Les règles n’empêchent pas les projets qualitatifs, et même innovants, elles sont justement là, pour préserver la qualité paysagère et architecturale du monument et de ses abords, mais aussi pour éviter les constructions, les réhabilitations inappropriées ou dégradantes. Elles guident le projet dans une logique de respect du « génie du lieu » !

- Et si la réglementation devenait un levier culturel ?

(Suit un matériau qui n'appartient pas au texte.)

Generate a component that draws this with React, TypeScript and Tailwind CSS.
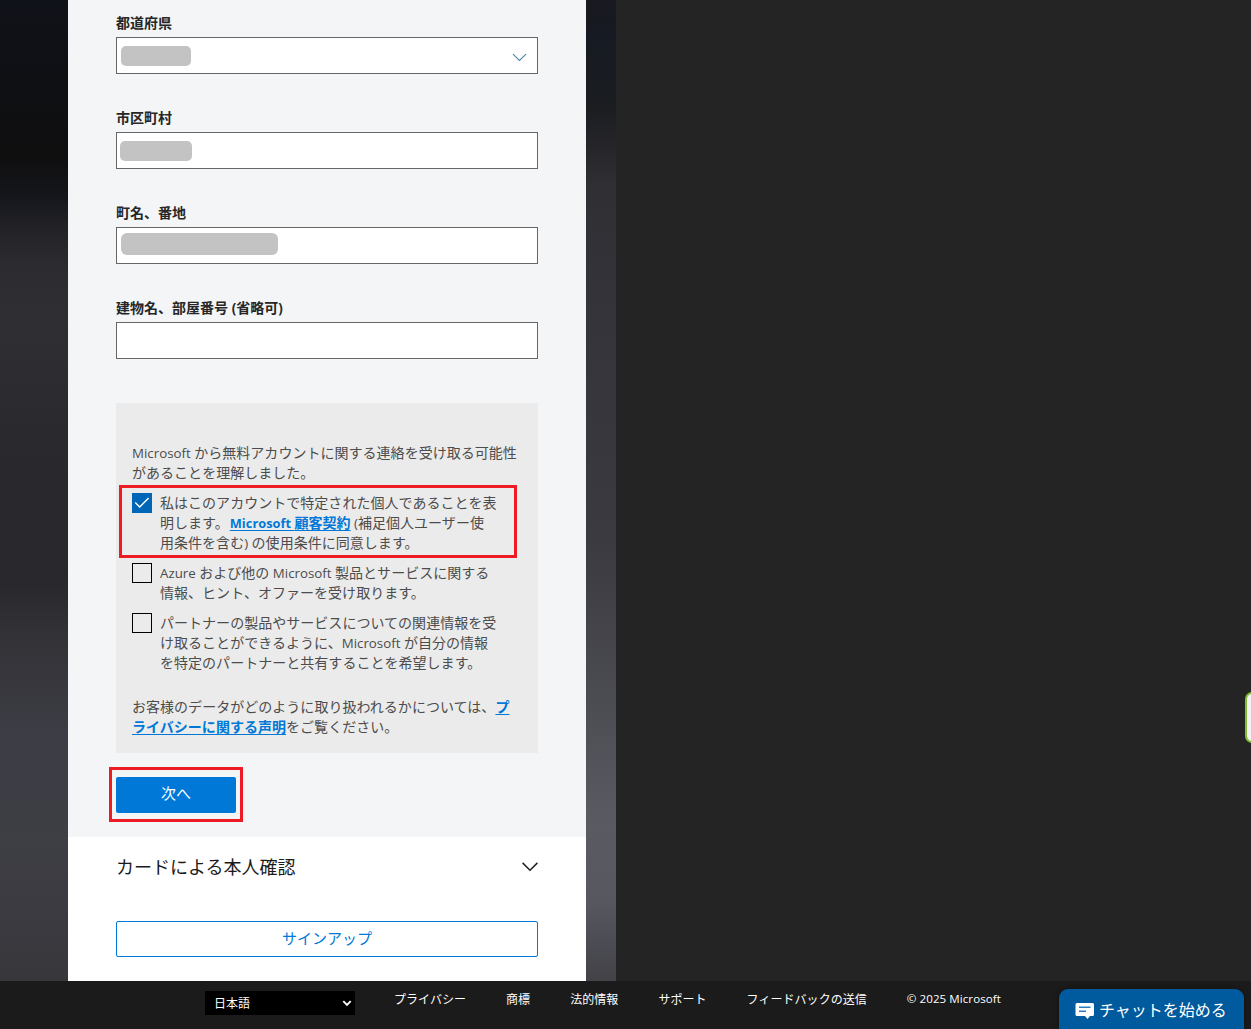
import type { ReactNode } from "react";

const Latin = ({ children }: { children: ReactNode }) => (
  <span className="text-[0.952em] tracking-normal">{children}</span>
);

const Field = ({ label, mask, chevron }: { label: ReactNode; mask?: string; chevron?: boolean }) => (
  <div>
    <div className="mb-1 h-5 text-sm font-bold leading-5 text-[#262626]">{label}</div>
    <div className="flex h-[37px] items-start justify-between border border-[#666] bg-white pr-[10px]">
      <span className={mask ?? ""} />
      {chevron && (
        <svg className="mt-[15px]" width="15" height="9" viewBox="0 0 15 9" fill="none" stroke="#4b86a3" strokeWidth="1.1">
          <path d="M1 1.2 7.5 7.5 14 1.2" />
        </svg>
      )}
    </div>
  </div>
);

const CheckItem = ({ checked, lines, highlighted }: { checked?: boolean; lines: ReactNode[]; highlighted?: boolean }) => (
  <div className="relative mt-[10px] flex gap-2">
    {highlighted && (
      <div className="absolute -left-[13px] -top-2 h-[73px] w-[398px] border-[3px] border-[#ed1c24]" />
    )}
    {checked ? (
      <span className="flex size-5 shrink-0 items-center justify-center bg-[#0067b8]">
        <svg width="20" height="20" viewBox="0 0 20 20" fill="none" stroke="white" strokeWidth="1.4">
          <path d="m3.3 9.600 4.400 4.500 8.900-9.200" />
        </svg>
      </span>
    ) : (
      <span className="size-5 shrink-0 border border-black" />
    )}
    <div>
      {lines.map((line, i) => (
        <div key={i} className="h-5 leading-5">{line}</div>
      ))}
    </div>
  </div>
);

const Link = ({ children }: { children: ReactNode }) => (
  <a className="font-bold text-[#0078d7] underline underline-offset-2">{children}</a>
);

export default function App() {
  return (
    <div className="relative flex h-[1029px] w-[1251px] flex-col overflow-hidden whitespace-nowrap bg-[#242424] font-['Open_Sans','Noto_Sans_CJK_JP',sans-serif]">
      <div className="flex h-[981px]">
        <div className="w-[68px] bg-[linear-gradient(180deg,#101219_0%,#0f1014_8%,#0f0f10_16%,#15161b_20%,#212126_23%,#2b2b30_27%,#2e2e33_33%,#29292e_45%,#28282c_59%,#333237_65%,#3c3c44_74%,#3e3e45_86%,#38373c_100%)]" />
        <main className="flex w-[518px] flex-col bg-white">
          <section className="h-[837px] bg-[#f3f5f7] px-12 pt-[13px]">
            <div className="flex flex-col gap-[34px]">
              <Field label="都道府県" mask="ml-1 mt-2 h-5 w-[70px] rounded-[5px] bg-[#c3c3c3]" chevron />
              <Field label="市区町村" mask="ml-[3px] mt-2 h-5 w-[72px] rounded-[5px] bg-[#c3c3c3]" />
              <Field label="町名、番地" mask="ml-1 mt-[5px] h-[22px] w-[157px] rounded-[6px] bg-[#c3c3c3]" />
              <Field label={<>建物名、部屋番号 <Latin>(</Latin>省略可<Latin>)</Latin></>} />
            </div>
            <div className="mt-11 h-[350px] bg-[#ebebeb] px-4 pt-10 text-sm leading-5 tracking-[0.03px] text-[#4c4c4c]">
              <p className="h-5"><Latin>Microsoft </Latin>から無料アカウントに関する連絡を受け取る可能性</p>
              <p className="h-5">があることを理解しました。</p>
              <CheckItem
                checked
                highlighted
                lines={[
                  "私はこのアカウントで特定された個人であることを表",
                  <>明します。<Link><span className="ml-px text-[0.915em]">Microsoft </span>顧客契約</Link><Latin> (</Latin>補足個人ユーザー使</>,
                  <>用条件を含む<Latin>) </Latin>の使用条件に同意します。</>,
                ]}
              />
              <CheckItem
                lines={[
                  <><Latin>Azure </Latin>および他の<Latin> Microsoft </Latin>製品とサービスに関する</>,
                  "情報、ヒント、オファーを受け取ります。",
                ]}
              />
              <CheckItem
                lines={[
                  "パートナーの製品やサービスについての関連情報を受",
                  <>け取ることができるように、<Latin>Microsoft </Latin>が自分の情報</>,
                  "を特定のパートナーと共有することを希望します。",
                ]}
              />
              <p className="mt-6 h-5">お客様のデータがどのように取り扱われるかについては、<Link>プ</Link></p>
              <p className="h-5"><Link>ライバシーに関する声明</Link>をご覧ください。</p>
            </div>
            <div className="relative mt-6 w-[120px]">
              <div className="absolute -left-[7px] -top-[10px] h-[55px] w-[134px] border-[3px] border-[#ed1c24]" />
              <button className="flex h-9 w-full items-center justify-center rounded-[2px] bg-[#0078d7] pb-[3px] text-[15px] text-white">次へ</button>
            </div>
          </section>
          <section className="px-12 pt-4">
            <div className="flex h-7 items-center justify-between text-lg leading-7 text-[#1b1b1b]">
              <h2>カードによる本人確認</h2>
              <svg width="16" height="10" viewBox="0 0 16 10" fill="none" stroke="#222" strokeWidth="1.5">
                <path d="M.6.9 8 8.3 15.4.9" />
              </svg>
            </div>
            <button className="mt-10 flex h-9 w-full items-center justify-center rounded-[2px] border border-[#0078d7] pb-0.5 text-[15px] text-[#0078d7]">サインアップ</button>
          </section>
        </main>
        <div className="w-[30px] bg-[linear-gradient(180deg,#181820_0%,#161a22_4%,#1b1d21_11%,#25252a_15%,#302f34_19%,#333238_27%,#36363c_40%,#3b3a40_55%,#4a4a51_70%,#5a5a62_84%,#57575f_92%,#4c4c54_96%,#424247_100%)]" />
      </div>
      <footer className="flex h-12 items-start bg-[#1b1b1b] pl-[205px] text-xs text-white">
        <div className="mt-[10px] flex h-6 w-[150px] items-center justify-between bg-black pl-[9px] pr-[3px]">
          <span className="pt-0.5">日本語</span>
          <svg width="10" height="7" viewBox="0 0 9 7" fill="none" stroke="white" strokeWidth="1.9">
            <path d="m.8 1.2 3.7 3.7 3.7-3.7" />
          </svg>
        </div>
        <nav className="ml-[39px] mt-[10px] flex gap-10 leading-[18px] tracking-[0.05px]">
          <a>プライバシー</a>
          <a>商標</a>
          <a>法的情報</a>
          <a>サポート</a>
          <a>フィードバックの送信</a>
          <span className="-mt-px text-[0.965em]">© 2025 Microsoft</span>
        </nav>
      </footer>
      <button className="absolute bottom-0 left-[1059px] flex h-10 w-[185px] items-center rounded-t-[9px] bg-[#005a9e] pl-4 pt-0.5 text-base text-white shadow-[0_0_6px_rgba(0,0,0,0.4)]">
        <svg className="mr-1 mt-0.5" width="20" height="18" viewBox="0 0 20 18">
          <path fill="white" d="M2 1h15.5A1.5 1.5 0 0 1 19 2.5v10a1.500 1.500 0 0 1-1.500 1.500H15l-2.500 3-2.500-3H2a1.500 1.500 0 0 1-1.500-1.500v-10A1.500 1.500 0 0 1 2 1Z" />
          <path stroke="#2b7cc0" strokeWidth="1.6" d="M4 5.200h11.500M4 9.300h7" />
        </svg>
        <span>チャットを始める</span>
      </button>
      <div className="absolute left-[1245px] top-[692px] h-[51px] w-5 rounded-[7px] border-2 border-[#82bc36] bg-[#f2f2f2]" />
    </div>
  );
}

Je partage totalement cette idée. La réglementation est un outil culturel fort. Oui, elle devient un support de médiation, un levier plein de sens. C’est d'ailleurs le travail des Architectes des Bâtiments de France et des instructeurs de la CDNPS (Commission départementale de la nature, des paysages et des sites) de maîtriser l’histoire des lieux classés/inscrits de leur département, leurs savoir-faire et les matériaux traditionnels, notamment. Quand ils demandent par exemple un enduit à la chaux, avec un type de sable, ou la restauration d’une fresque de telle manière, ce n’est pas un « caprice technique ». C’est, je dirais, un acte de transmission, un hommage rendu à une architecture de territoire.

Dans ma collectivité, nous avons le canal du Midi, classé au patrimoine mondial de l'UNESCO, où les maisons éclusières sont restaurées avec respect, tout en étant réhabilitées en musées, cafés ou espaces culturels. Ce sont des lieux vivants, ouverts et porteurs de mémoire. Alors certes, les travaux restent coûteux, mais quelle satisfaction de voir que l’histoire du bâti est préservée !

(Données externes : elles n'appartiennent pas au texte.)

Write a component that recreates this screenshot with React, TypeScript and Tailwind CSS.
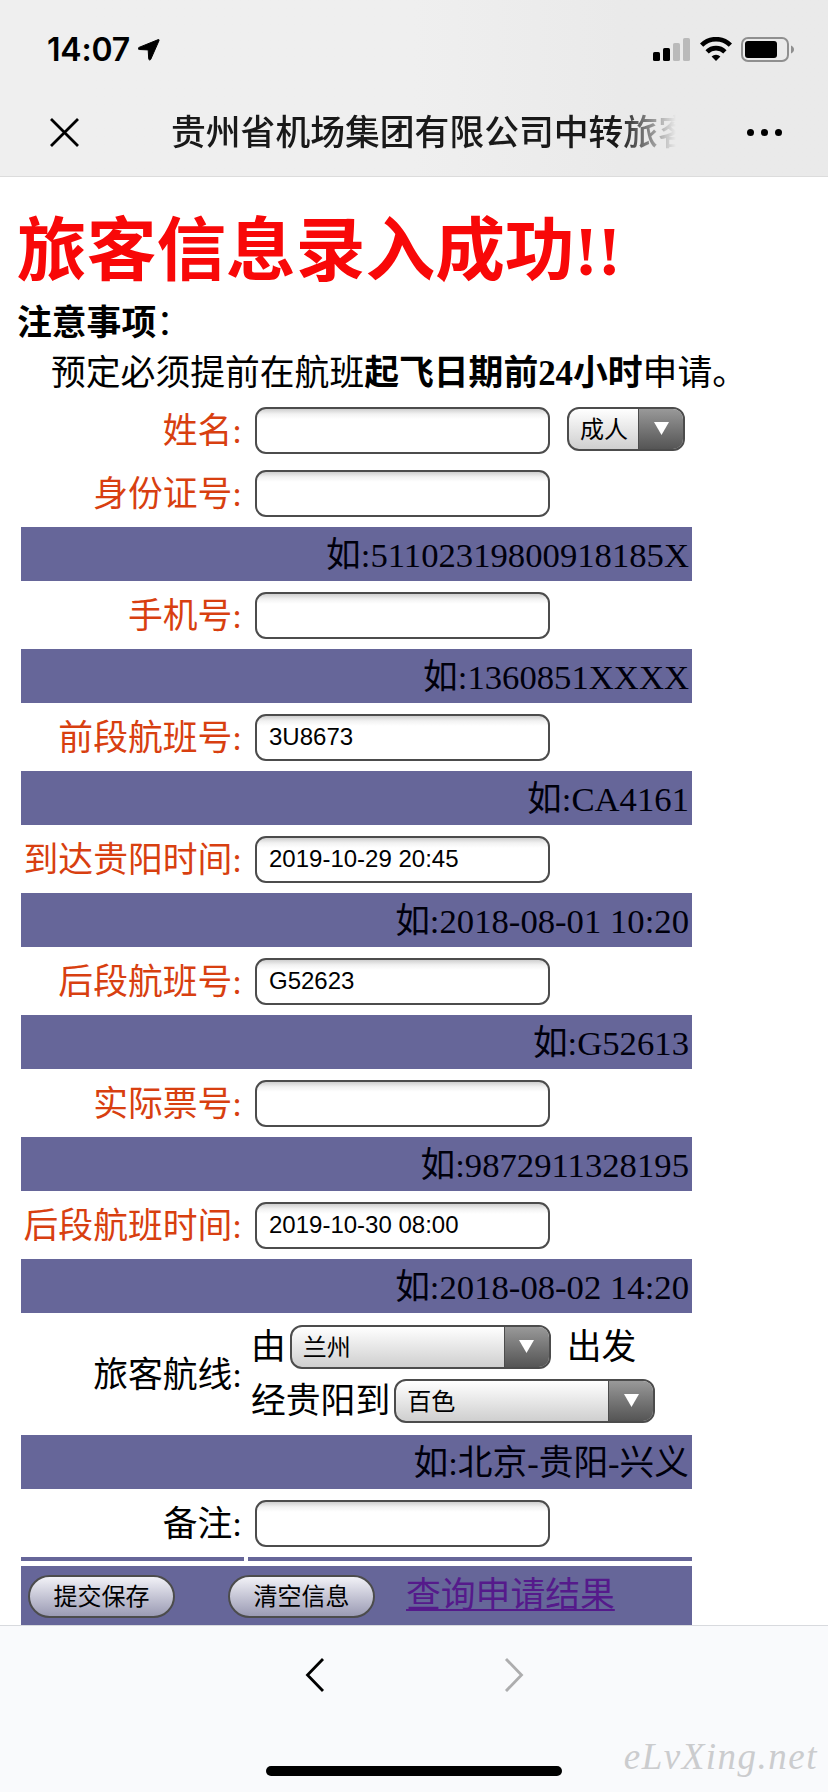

- Concrètement, que peut-on faire dans un monument historique ?

La réponse est simple : beaucoup de choses ! Mais à condition de se faire accompagner.

Le bon réflexe, c’est de consulter le maire, le service instructeur, puis l’Unité Départementale de l’Architecture et du Patrimoine (UDAP) où exercent les Architectes des Bâtiments de France et les instructeurs de la CDNPS (si le site est classé) en amont du dépôt du dossier.

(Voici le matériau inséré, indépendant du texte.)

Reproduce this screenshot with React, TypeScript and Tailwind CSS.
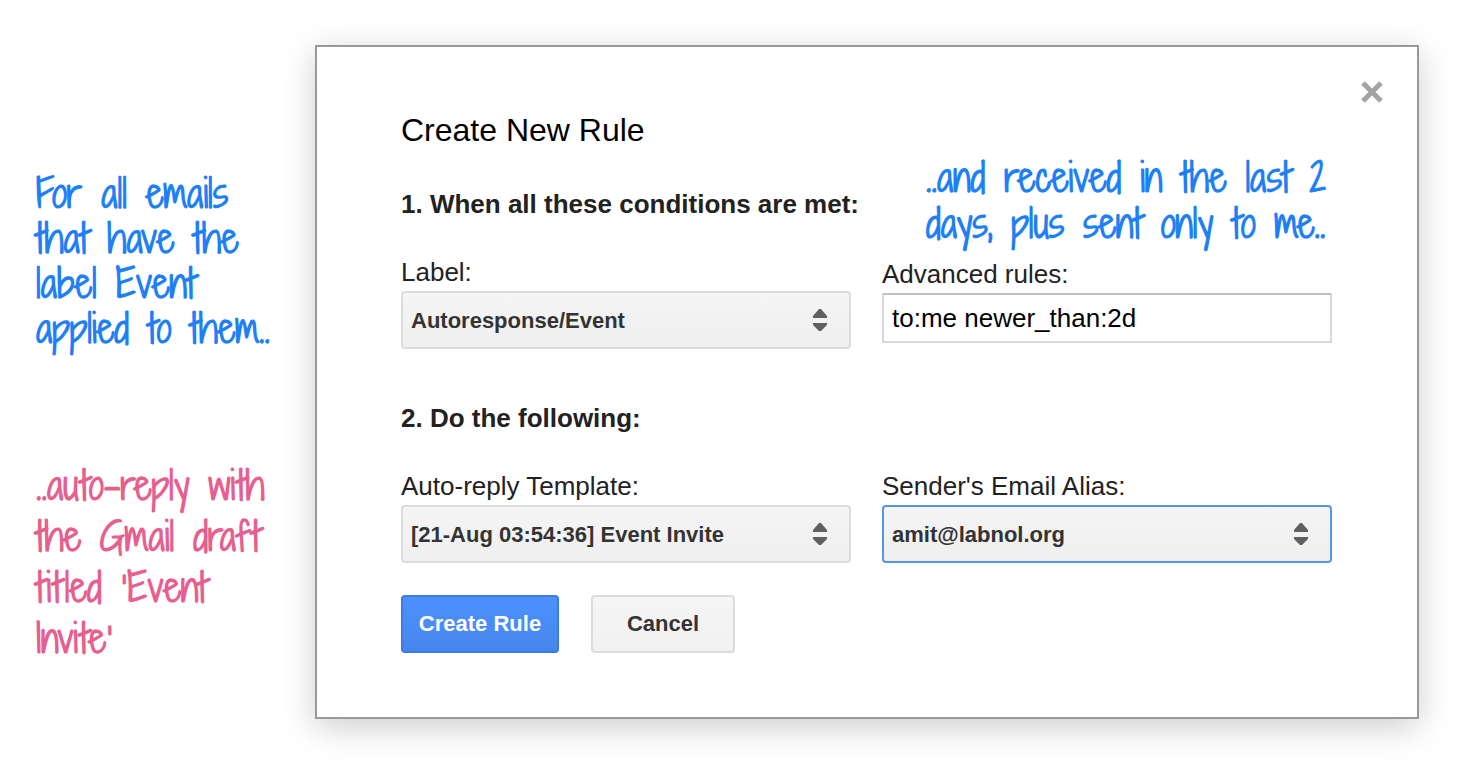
import { ReactNode, useState } from "react";

interface SelectFieldProps {
  id: string;
  label: string;
  options: string[];
  active?: boolean;
}

const SelectField = ({ id, label, options, active }: SelectFieldProps) => {
  const [value, setValue] = useState(options[0]);

  return (
    <div>
      <label htmlFor={id} className="block text-[26px] leading-[30px] mb-1">
        {label}
      </label>
      <div className="relative">
        <select
          id={id}
          value={value}
          onChange={(e) => setValue(e.target.value)}
          className={`block w-full h-[58px] appearance-none rounded-sm border-2 bg-linear-to-b from-[#f5f5f5] to-[#efefef] pl-2 pr-12 text-[22px] font-bold text-[#333] outline-none ${
            active ? "border-[#5a94e8]" : "border-[#dcdcdc]"
          }`}
        >
          {options.map((option) => (
            <option key={option}>{option}</option>
          ))}
        </select>
        <svg
          viewBox="0 0 14 22"
          className="pointer-events-none absolute right-6 top-[18px] w-[14px] h-[22px] fill-[#606060]"
        >
          <path d="M6 0H8L14 7V9H0V7z" />
          <path d="M6 22H8L14 16V14H0V16z" />
        </svg>
      </div>
    </div>
  );
};

interface NoteProps {
  lines: string[];
  className: string;
}

const Note = ({ lines, className }: NoteProps) => (
  <p
    className={`font-['Shadows_Into_Light_Two','Shadows_Into_Light','Lato',cursive] text-[38px] font-bold whitespace-nowrap ${className}`}
  >
    {lines.map((line) => (
      <span key={line} className="block">
        {line}
      </span>
    ))}
  </p>
);

const SectionTitle = ({ children }: { children: ReactNode }) => (
  <h2 className="text-[26px] leading-[30px] font-bold whitespace-nowrap">
    {children}
  </h2>
);

const App = () => {
  const [query, setQuery] = useState("to:me newer_than:2d");

  return (
    <main className="flex items-start bg-white pt-[45px] pr-[54px] pb-16 font-['Liberation_Sans',Arial,sans-serif] text-[#222]">
      <aside className="w-[315px] shrink-0 pl-9 pt-[126px]">
        <Note
          className="leading-[45px] text-[#1f80f5]"
          lines={[
            "For all emails",
            "that have the",
            "label Event",
            "applied to them..",
          ]}
        />
        <Note
          className="mt-[109px] leading-[51px] text-[#e65f8e]"
          lines={[
            "..auto–reply with",
            "the Gmail draft",
            "titled ’Event",
            "Invite’",
          ]}
        />
      </aside>

      <section
        role="dialog"
        aria-labelledby="dialog-title"
        className="relative flex-1 border-2 border-[#999] bg-white pt-[63px] pb-16 pl-[84px] pr-[85px] shadow-[0_8px_32px_rgba(0,0,0,0.2)]"
      >
        <button
          type="button"
          aria-label="Close"
          className="absolute right-[33px] top-[33px]"
        >
          <svg
            viewBox="0 0 24 24"
            className="w-6 h-6 stroke-[#a3a3a3]"
            strokeWidth="5"
          >
            <path d="M3 3L21 21M21 3L3 21" />
          </svg>
        </button>

        <form onSubmit={(e) => e.preventDefault()}>
          <div className="grid grid-cols-2 items-start gap-x-[31px] mb-[10px]">
            <div>
              <h1
                id="dialog-title"
                className="text-[32px] leading-[40px] text-black mb-[39px]"
              >
                Create New Rule
              </h1>
              <SectionTitle>1. When all these conditions are met:</SectionTitle>
            </div>
            <Note
              className="pl-11 pt-[45px] leading-[46px] text-[#1f80f5]"
              lines={[
                "..and received in the last 2",
                "days, plus sent only to me..",
              ]}
            />
          </div>

          <div className="grid grid-cols-2 items-start gap-x-[31px] mb-[54px]">
            <SelectField
              id="label"
              label="Label:"
              options={["Autoresponse/Event"]}
            />
            <div className="pt-0.5">
              <label
                htmlFor="rules"
                className="block text-[26px] leading-[30px] mb-1"
              >
                Advanced rules:
              </label>
              <input
                id="rules"
                type="text"
                value={query}
                onChange={(e) => setQuery(e.target.value)}
                className="block w-full h-[50px] border-2 border-[#d9d9d9] border-t-[#c0c0c0] bg-white px-2 text-[26px] text-black outline-none"
              />
            </div>
          </div>

          <SectionTitle>2. Do the following:</SectionTitle>

          <div className="grid grid-cols-2 gap-x-[31px] mt-[38px]">
            <SelectField
              id="template"
              label="Auto-reply Template:"
              options={["[21-Aug 03:54:36] Event Invite"]}
            />
            <SelectField
              id="alias"
              label="Sender's Email Alias:"
              options={["amit@labnol.org"]}
              active
            />
          </div>

          <div className="flex gap-8 mt-8">
            <button
              type="submit"
              className="w-[158px] h-[58px] rounded-sm border-2 border-[#3d7de0] bg-linear-to-b from-[#4d90fe] to-[#4787ed] pb-0.5 text-[22px] font-bold text-white"
            >
              Create Rule
            </button>
            <button
              type="button"
              className="w-[144px] h-[58px] rounded-sm border-2 border-[#dcdcdc] bg-linear-to-b from-[#f5f5f5] to-[#f1f1f1] pb-0.5 text-[22px] font-bold text-[#333]"
            >
              Cancel
            </button>
          </div>
        </form>
      </section>
    </main>
  );
};

export default App;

Trop souvent, des demandes arrivent incomplètes, ou sans anticipation, et nous sommes contraints de prolonger les délais d’instruction (jusqu’à 8 mois en site classé par exemple).

L’instruction n’est pas là pour sanctionner, mais pour créer du dialogue. Quand un projet n’est pas cohérent, nous proposons fréquemment au pétitionnaire de le retirer, puis de revenir avec un dossier adapté, après échanges avec les divers partenaires. L’idée, c’est que la règle devienne un partenaire du projet.

- Et le patrimoine « ordinaire » ?

Ce patrimoine que l’on appelle parfois le patrimoine vernaculaire ou du quotidien, est aussi très important. Sur notre territoire, les fermes lauragaises en sont un très bon exemple. Elles ne sont ni classées ni inscrites, mais elles ont une forte valeur d’identité locale.

Dans ces zones, souvent agricoles, les règles sont moins contraignantes, mais notre exigence, elle, doit rester élevée. C’est là que le rôle de conseil prend tout son sens et que lors de modification ou de révision de documents d’urbanisme, nous essayons de réglementer au mieux ces éventuels projets de restauration.

D’ailleurs, je recommande souvent aux porteurs de projets de consulter le Conseil d’Architecture d’Urbanisme et de l’Environnement (CAUE). Ce sont des experts passionnés, accessibles et leur service est gratuit. Ils aident à faire émerger un projet cohérent avec son environnement et c’est un vrai atout.

- En conclusion, que souhaiteriez-vous dire ?

Que le patrimoine n’est pas un carcan, mais au contraire une ressource vivante qui, bien accompagnée, peut devenir un formidable moteur d’innovation, de mise en valeur du territoire, et même d’attractivité économique et touristique. D’ailleurs, les documents SUPRA aux documents d’urbanisme organisent les territoires dans cet état d’esprit. Nous devons conserver la même rigueur d’instruction pour l’ensemble du patrimoine qui nous est cher et dont nous devons être respectueux.